So for the first question of this blog, we were supposed to watch the short video Mr. Dancealot. This video is about a dance teacher who attempts to teach a class by using only powerpoint and no involvement. When they get to the final exam, he expects them to dance. The poor students are so lost that they are just standing there reading notes. It is impossible to teach a hands on course without the students actually participating. The message behind this video is make sure your teaching objective and how you teach it is what's best for the students. You can't just "teach them so they don't have to learn" as Dr. Strange says. I completely agree with this message, because if the students do not participate then how do you expect them to learn!?
Our next assigned video comes from Mr. Kevin Robert's Teaching in the 21st Century. It is a video about how different the world is now with all the technology and informational resources our children have these days. Between Google, Twitter, Facebook, Wikipedia, and other sources, what is the job of a teacher these days?

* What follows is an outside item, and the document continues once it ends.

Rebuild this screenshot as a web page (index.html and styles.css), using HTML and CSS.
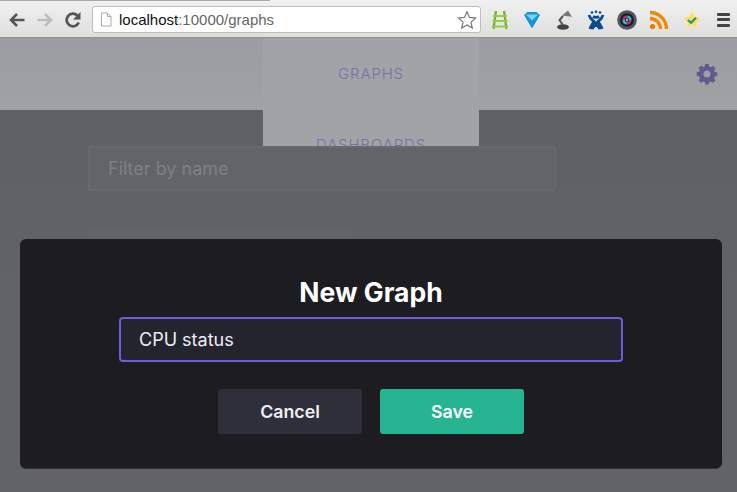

The argument Roberts makes is that it is the teacher's job to help the students learn to use these sites correctly and how to sounds halfway intelligent when they publish, post or comment. We are now the filter to the knowledge that students can obtain from the world wide web. He also states that these tools are not only used for entertainment, but they should be used for engaging the students in learning and getting them excited about learning. I agree with Roberts 100%, because the world we were brought up in has changed drastically. Students are using technology in every classroom, we have to help the students be safe online and to use it properly.
The third video is The Networked Student, a video whose name sums up the idea of the video. It sets a great example of how the internet can be used to help a student learn about their chosen profession or really any topic they choose. It is also a great way to get connected with potential colleagues, authors of papers/books and professors. During the video it asks the question, "So, why does the networked student even need a teacher?". They need us to show them how to set up this network, the correct way to connect with professionals and how to maintain the network to grow with them as they progress in their student and professional career. I think this video is a great watch for every potential teacher. It is a great insight into our roles as teachers in the 21st century.

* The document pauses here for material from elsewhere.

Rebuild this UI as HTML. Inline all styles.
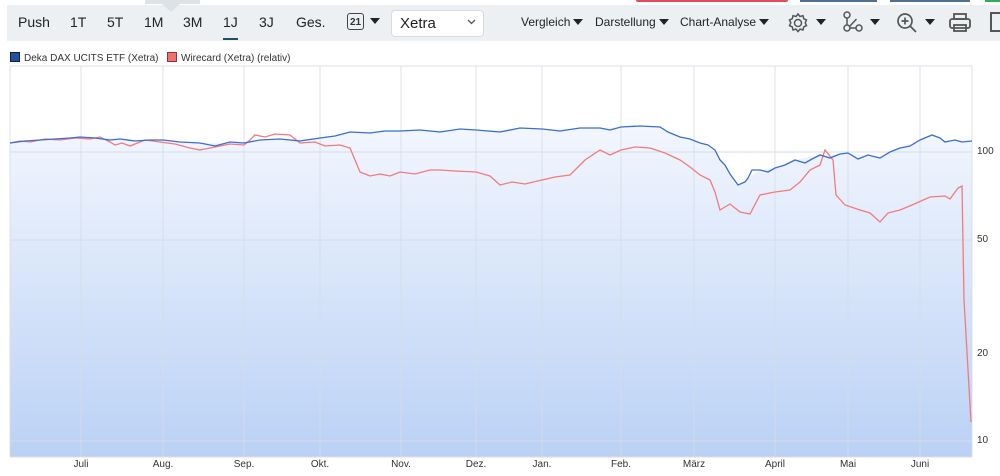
<!DOCTYPE html>
<html><head><meta charset="utf-8"><style>
body{margin:0;width:1000px;height:476px;background:#fff;font-family:"Liberation Sans",sans-serif;position:relative;overflow:hidden}
.tb{position:absolute;left:7px;top:5px;width:993px;height:36px;background:#edf0f3}
.t{position:absolute;top:14px;font-size:14px;color:#222}
.s{position:absolute;top:15px;font-size:12px;color:#222}
.tri{display:inline-block;width:0;height:0;border-left:5px solid transparent;border-right:5px solid transparent;border-top:6px solid #222;margin-left:3px;vertical-align:1px}
.lg{position:absolute;top:52px;font-size:10px;color:#333}
.sq{display:inline-block;width:8px;height:8px;margin-right:4px;vertical-align:-1px}
.xl{position:absolute;top:459px;font-size:10px;color:#333;transform:translateX(-50%)}
.yl{position:absolute;left:977px;font-size:10px;color:#333}
</style></head><body>
<div style="position:absolute;left:636px;top:0;width:152px;height:2px;background:#e64a5c;border-radius:0 0 3px 3px"></div>
<div style="position:absolute;left:800px;top:0;width:77px;height:2px;background:#4f7191"></div>
<div style="position:absolute;left:890px;top:0;width:80px;height:2px;background:#4f7191"></div>
<div style="position:absolute;left:985px;top:0;width:15px;height:2px;background:#2fae5a"></div>
<div class="tb"></div>
<div style="position:absolute;left:145px;top:0;width:55px;height:4px;background:#dde2e7"></div>
<div style="position:absolute;left:162px;top:4px;width:0;height:0;border-left:9px solid transparent;border-right:9px solid transparent;border-top:8px solid #dde2e7"></div>
<span class="t" style="left:18px">Push</span>
<span class="t" style="left:70px">1T</span>
<span class="t" style="left:107px">5T</span>
<span class="t" style="left:144px">1M</span>
<span class="t" style="left:183px">3M</span>
<span class="t" style="left:223px">1J</span>
<div style="position:absolute;left:223px;top:38px;width:15px;height:2px;background:#1d4f6b"></div>
<span class="t" style="left:259px">3J</span>
<span class="t" style="left:296px">Ges.</span>
<div style="position:absolute;left:347px;top:13px;width:17px;height:17px;border:1.5px solid #444;border-radius:3px;font-size:10px;font-weight:bold;text-align:center;line-height:17px;color:#333;box-sizing:border-box">21</div>
<span class="tri" style="position:absolute;left:367px;top:18px"></span>
<div style="position:absolute;left:391px;top:10px;width:93px;height:27px;background:#fff;border:1px solid #d8dce0;border-radius:4px;box-sizing:border-box"></div>
<span class="t" style="left:400px;top:15px;font-size:15px">Xetra</span>
<svg style="position:absolute;left:467px;top:19px" width="9" height="6"><path d="M1 1L4.5 4.5L8 1" stroke="#555" stroke-width="1.3" fill="none"/></svg>
<span class="s" style="left:521px">Vergleich<span class="tri"></span></span>
<span class="s" style="left:595px">Darstellung<span class="tri"></span></span>
<span class="s" style="left:680px">Chart-Analyse<span class="tri"></span></span>
<svg style="position:absolute;left:786px;top:11px" width="24" height="24" viewBox="0 0 24 24"><path d="M12 3l2 2.5 3-.8.7 3 2.8 1.3-1.3 2.8 1.3 2.8-2.8 1.3-.7 3-3-.8-2 2.5-2-2.5-3 .8-.7-3-2.8-1.3 1.3-2.8-1.3-2.8 2.8-1.3.7-3 3 .8z" stroke="#555" stroke-width="1.5" fill="none"/><circle cx="12" cy="12" r="3.5" stroke="#555" stroke-width="1.5" fill="none"/></svg>
<span class="tri" style="position:absolute;left:813px;top:19px"></span>
<svg style="position:absolute;left:842px;top:11px" width="22" height="22" viewBox="0 0 22 22"><g stroke="#555" stroke-width="1.5" fill="none"><circle cx="5" cy="4" r="3"/><circle cx="5" cy="17" r="3"/><circle cx="17" cy="17" r="3"/><path d="M5 7v7M7.5 15.5L14.5 8M8 17h6"/></g></svg>
<span class="tri" style="position:absolute;left:867px;top:19px"></span>
<svg style="position:absolute;left:895px;top:11px" width="24" height="24" viewBox="0 0 24 24"><g stroke="#555" stroke-width="1.7" fill="none"><circle cx="10" cy="10" r="7"/><path d="M15 15l6 6M10 6.5v7M6.5 10h7"/></g></svg>
<span class="tri" style="position:absolute;left:922px;top:19px"></span>
<svg style="position:absolute;left:948px;top:12px" width="24" height="22" viewBox="0 0 24 22"><g stroke="#555" stroke-width="1.8" fill="none"><rect x="6" y="2" width="12" height="5"/><rect x="2" y="7" width="20" height="9" rx="2"/><rect x="6" y="13" width="12" height="6"/></g></svg>
<div style="position:absolute;left:990px;top:12px;width:12px;height:20px;border:2px solid #555;box-sizing:border-box"></div>
<span class="lg" style="left:10px"><span class="sq" style="background:#1f4fa8;border:1px solid #123"></span>Deka DAX UCITS ETF (Xetra)</span>
<span class="lg" style="left:167px"><span class="sq" style="background:#f07070;border:1px solid #933"></span>Wirecard (Xetra) (relativ)</span>
<svg style="position:absolute;left:0;top:0" width="1000" height="476">
<defs><linearGradient id="g" x1="0" y1="0" x2="0" y2="1"><stop offset="0" stop-color="#f2f6fe"/><stop offset="1" stop-color="#bad1f5"/></linearGradient></defs>
<polygon fill="url(#g)" points="10,143 40,140 80,137 120,139 163,140 200,143 244,143 280,139 320,138 350,132 400,131 476,130 542,129 600,128 621,127 660,127 680,137 700,143 715,150 725,165 738,185 748,178 760,170 775,168 795,160 820,155 848,153 880,158 900,148 920,140 932,135 945,142 955,140 972,141 972,457 10,457"/>
<g stroke="#dde2ea" stroke-width="1">
<line x1="10" y1="66" x2="972" y2="66"/>
<path d="M81 66V457M163 66V457M244 66V457M320 66V457M401 66V457M476 66V457M542 66V457M621 66V457M694 66V457M775 66V457M848 66V457M920 66V457M10 66V457M972 66V457" stroke="#d6dce6" opacity=".8"/>
<path d="M10 152H972M10 240H972M10 354H972M10 441H972" stroke="#d6dce6"/>
</g>
<line x1="10" y1="457" x2="972" y2="457" stroke="#ddd"/>
<polyline fill="none" stroke="#f47a7a" stroke-width="1.3" points="10,143 20,141 30,142 45,139 60,140 75,138 90,139 100,137 110,142 115,145 122,143 130,146 145,140 160,142 175,144 190,148 200,150 215,147 230,144 244,145 250,140 255,135 265,137 275,134 290,135 300,143 315,142 325,146 340,145 350,148 355,160 360,172 370,176 380,174 390,176 400,172 415,174 430,170 440,170 455,171 476,172 490,176 500,185 512,182 525,184 542,180 555,177 570,175 585,160 600,150 610,155 621,150 635,147 650,148 665,153 680,160 690,167 700,175 710,180 715,192 720,210 730,204 740,212 750,214 760,195 775,192 790,190 800,182 810,170 820,165 825,150 833,160 836,195 845,205 860,210 870,213 880,222 888,213 900,210 912,205 930,197 945,196 950,199 958,188 962,186 964,300 971,422"/>
<polyline fill="none" stroke="#3a6fcc" stroke-width="1.3" points="10,143 25,141 40,140 55,139 70,138 80,137 95,138 110,140 120,139 135,141 150,140 163,140 180,142 200,143 215,146 230,142 244,143 260,140 280,139 300,141 320,138 335,136 350,132 370,133 385,131 400,131 420,130 440,132 460,129 476,130 500,132 520,128 542,129 560,131 580,128 600,128 610,130 621,127 640,126 660,127 668,132 680,137 690,139 700,143 708,145 715,150 720,160 725,165 730,174 738,185 745,182 748,178 752,170 760,170 768,172 775,168 785,165 795,160 805,163 812,159 820,155 830,158 840,154 848,153 858,159 868,155 880,158 890,152 900,148 910,146 920,140 932,135 940,138 945,142 950,141 955,140 962,142 972,141"/>
</svg>
<span class="xl" style="left:81px">Juli</span><span class="xl" style="left:163px">Aug.</span><span class="xl" style="left:244px">Sep.</span><span class="xl" style="left:320px">Okt.</span><span class="xl" style="left:401px">Nov.</span><span class="xl" style="left:476px">Dez.</span><span class="xl" style="left:542px">Jan.</span><span class="xl" style="left:621px">Feb.</span><span class="xl" style="left:694px">März</span><span class="xl" style="left:775px">April</span><span class="xl" style="left:848px">Mai</span><span class="xl" style="left:920px">Juni</span>
<span class="yl" style="top:146px">100</span><span class="yl" style="top:234px">50</span><span class="yl" style="top:348px">20</span><span class="yl" style="top:435px">10</span>
</body></html>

In the video, Harness Your Students' Digital Smarts, Vicki Davis teachers her students to use the web to explore the world and open their minds to new experiences. She is also letting them teach the class, which gives them a change of pace and students will be proud of their accomplishments when they can look back on their work or day and say "I did that!". I love her ideas and the way she was involving the students completely in all her objectives and teachings.

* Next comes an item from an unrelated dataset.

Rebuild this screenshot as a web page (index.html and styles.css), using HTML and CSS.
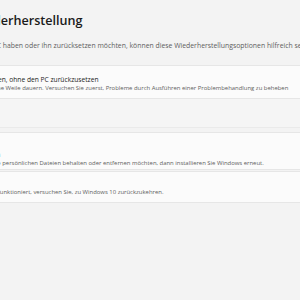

Our fifth video we were assigned comes from our professor, Dr. Strange, and his visit to Gulf Shores Elementary School in Alabama. It's called, Who Is Ahead In The Learning Race?. It is absolutely amazing to see what these kindergarteners, first graders, second graders and third graders are accomplishing on their IPads and Mac Books. They are learning (and learning well), things that we as undergraduate students aren't even attempting yet. So to answer his questions, they are ahead by a landslide! These children are going to be fluent in the technology game by the time they reach 18 years of age. Which is a feat they should be proud of and will no doubt get them far in life considering how much technology has weaseled its way into every field. I am truly amazed at their accomplishments and commend them.
Last, but not least, is a new technique called "Flipping The Classroom". This technique is about the teacher recording a video lesson that the student watches the night before as homework and discusses the next morning in class. This is completely new to me and honestly I disagree with it. It has its advantages, but it also has its downsides. Advantages would be the students teaching themselves and hopefully retaining the lesson, and maybe even the time abundance in class the next day. But on the other hand, when the student has to teach themselves without proper instruction at that age, how can you be sure they are learning the proper technique and what about the children who get frustrated during their practice problems and give up. You aren't there to help them and build their confidence on that subject. Maybe they video lessons aren't that bad, but maybe it can be a precursor to the actual lesson so they can have some background knowledge before the lesson. But personally I will not be using this technique in my classroom unless the school I work for absolutely requires it.